とりあえず重要なのは,下の4行分の IE: 部分でしょうか。(一部分を変えて載せています)ESSIDはネットワークの名前。下から4行目の IE: IEEE 802.11i/WPA2 Version 1 はWPA2のことですね。さらに下の CCMP これはAESと殆ど同じ暗号形式だそうです。(厳密には違うらしいけど)
 とりあえず,なんとなく情報は掴んだので実際に無線LANの設定をしてみましょう!ラズパイを起動させ,ターミナルを開きます。

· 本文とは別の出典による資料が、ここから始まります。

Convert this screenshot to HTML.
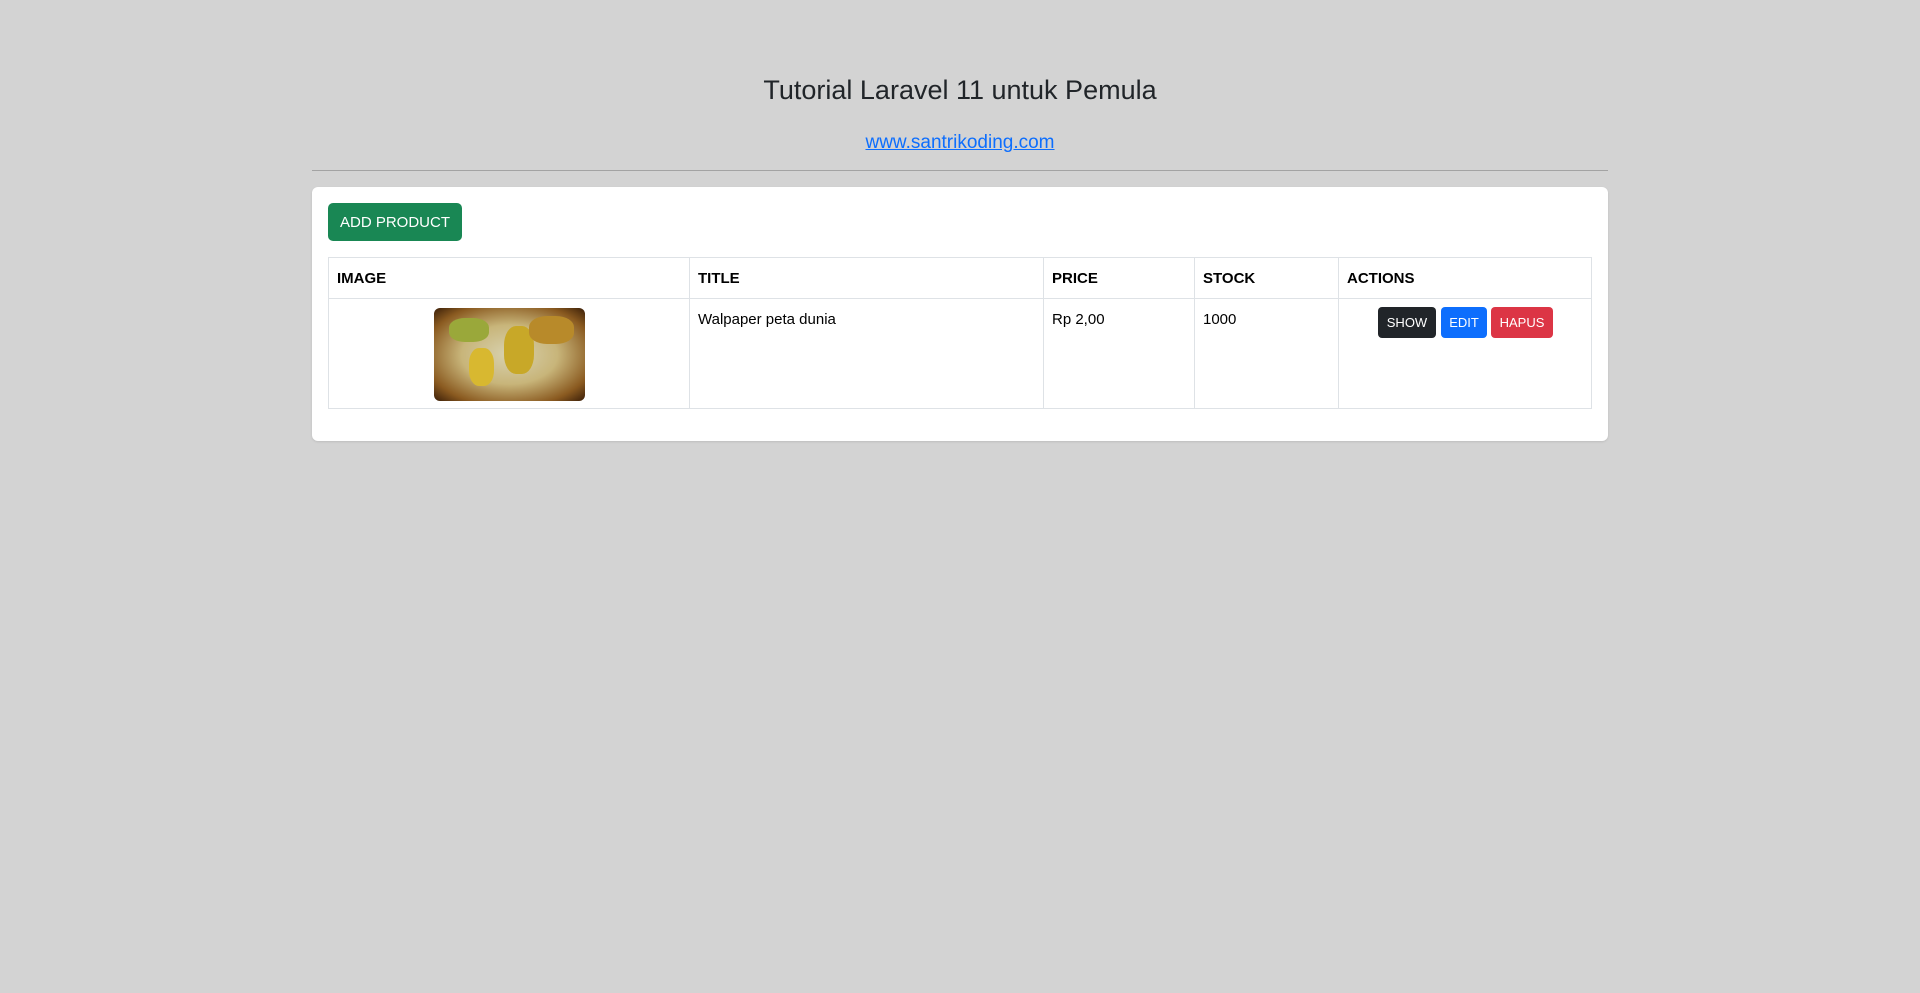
<!DOCTYPE html>
<html><head><meta charset="utf-8"><style>
*{box-sizing:border-box;margin:0;padding:0}
body{width:1920px;height:993px;background:#d3d3d3;font-family:"Liberation Sans",sans-serif;color:#212529;position:relative;overflow:hidden}
.a{position:absolute}
h3{position:absolute;left:0;width:1920px;top:73px;text-align:center;font-weight:400;font-size:27px;line-height:34px}
.link{position:absolute;left:0;width:1920px;top:131px;text-align:center;font-size:19px;line-height:24px}
.link a{color:#0d6efd;text-decoration:underline}
hr{position:absolute;left:312px;width:1296px;top:170px;border:0;border-top:1px solid #a3a3a3}
.card{left:312px;top:187px;width:1296px;height:254px;background:#fff;border-radius:6px;box-shadow:0 1px 2px rgba(0,0,0,.1)}
.btn{position:absolute;color:#fff;display:flex;align-items:center;justify-content:center;border-radius:4px;white-space:nowrap}
table{position:absolute;left:328px;top:257px;width:1264px;border-collapse:collapse;table-layout:fixed;font-size:15px;color:#000}
td,th{border:1px solid #dee2e6;padding:0 8px;text-align:left;vertical-align:top}
th{height:41px;vertical-align:middle;font-weight:700}
td{height:110px;padding-top:12px}
.map{width:151px;height:93px;border-radius:6px;background:radial-gradient(ellipse at 50% 50%,#d8d2b0 0%,#c8b57a 45%,#8a5a20 80%,#3a1e08 100%);position:relative;margin:0 auto;margin-top:-3px;overflow:hidden}
.map i{position:absolute;border-radius:40%}
</style></head><body>
<h3>Tutorial Laravel 11 untuk Pemula</h3>
<div class="link"><a>www.santrikoding.com</a></div>
<hr>
<div class="a card"></div>
<div class="btn" style="left:328px;top:203px;width:134px;height:38px;background:#198754;border-radius:5px;font-size:15px">ADD PRODUCT</div>
<table>
<colgroup><col style="width:361px"><col style="width:354px"><col style="width:151px"><col style="width:144px"><col></colgroup>
<tr><th>IMAGE</th><th>TITLE</th><th>PRICE</th><th>STOCK</th><th>ACTIONS</th></tr>
<tr><td><div class="map"><i style="left:15px;top:10px;width:40px;height:24px;background:#9aa83a"></i><i style="left:35px;top:40px;width:25px;height:38px;background:#d8b830"></i><i style="left:70px;top:18px;width:30px;height:48px;background:#c8a828"></i><i style="left:95px;top:8px;width:45px;height:28px;background:#b88a2a"></i></div></td><td>Walpaper peta dunia</td><td>Rp 2,00</td><td>1000</td><td></td></tr>
</table>
<div class="btn" style="left:1378px;top:307px;width:58px;height:31px;background:#212529;font-size:13px">SHOW</div>
<div class="btn" style="left:1441px;top:307px;width:46px;height:31px;background:#0d6efd;font-size:13px">EDIT</div>
<div class="btn" style="left:1491px;top:307px;width:62px;height:31px;background:#dc3545;font-size:13px">HAPUS</div>
</body></html>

sudo nano /etc/wpa_supplicant/wpa_supplicant.conf

 viエディタでも良いですが,私はまともに使いこなせないので,nanoでやっています。ちなみにsudo権限でないと,編集内容を保存することができないので要注意です。
 この wpa_supplicant は,IEEE802.1X/WPAを無線LANクライアントに提供するツールだそうです。開いてみると,既に自宅でWi-Fiを繋げている場合は,おそらくそのWi-Fiに関するidやらpwやらが書いてあるはずです。特に上段部の ctrl_interface=/var/run/wpa_supplicant とかは消さずに無視して,その下の空いているところに,繋げたい大学の無線LANに関する情報を書き込んでいきます。書き込むべき内容は次の通りです。

network={
        ssid="繋げたい無線LANの名前"
        priority=1
        key_mgmt=WPA-EAP
        pairwise=CCMP
        auth_alg=OPEN
        eap=PEAP
        identity="ログインできるID"
        password="そのIDのPW"
        phase1="peaplabel=0"
        phase2="auth=MSCHAPV2"
}

 日本語のところは,自分で書き込みましょう!その他の項目は以下の通りです。

形式 詳細
priority 複数ネットワーク下の優先度。大きい数ほど優先度高
key_mgmt 認証方式。WPA2エンタープライズ
pairwise 暗号化方式。AESだがCCMPで表記
auth_alg 認証アルゴリズム。WPA/WPA2はOPEN
eap EAPメソッド。認証方式でphase2へつながる
phase1 外部認証。0というのはバージョンっぽい
phase2 内部認証。VPNやWPA2の認証としてよく使うMS-CHAPv2

 これらの用語を調べていると,認証サーバはRADIUSサーバらしいです。とりあえず,大学のwifiで繋ぎたい!という場合はこれだけ書き加えればOKなはずです。無事にすべて書くことができたら,一度ラズパイを再起動しましょう!

sudo reboot

 私はこれだけでとりあえず大学の無線LANには繋がりました!!これからの研究に熱が入ります。

ラズパイ4の場合(2022年6月)

 時代はラズパイ4となったので,こちらについても追記します。

名称 詳細
モデル Raspberry Pi 4 Model B
OS Raspberry Pi OS (64-bit)
リリース日 April 4th 2022 (kernel version: 5.15)
URL https://www.raspberrypi.com/software/operating-systems/

 /etc/wpa_supplicant/wpa_supplicant.conf のファイルについては,上記と同じです。これに加えて /etc/dhcpcd.conf のファイルの最終行の下に下記を追加してください。

interface wlan0
env ifwireless=1
env wpa_supplicant_driver=wext,nl80211

 一応,再起動してからインターネットブラウザを開いてみましょう。

追記(2018年10月)

 初投稿後,ありがたいことにコメントの方をいただきまして,
Q. /etc/network/interfacesのファイルは書き換えなくて良いの?
というご質問をいただきました。実はこの件,私の研究室でも少し話題に上がりまして,その際は書き換えたらできるようになったというものでした。どうやら書き換える必要はなさそうですね。私ももう少し調べてみる必要がありそうです。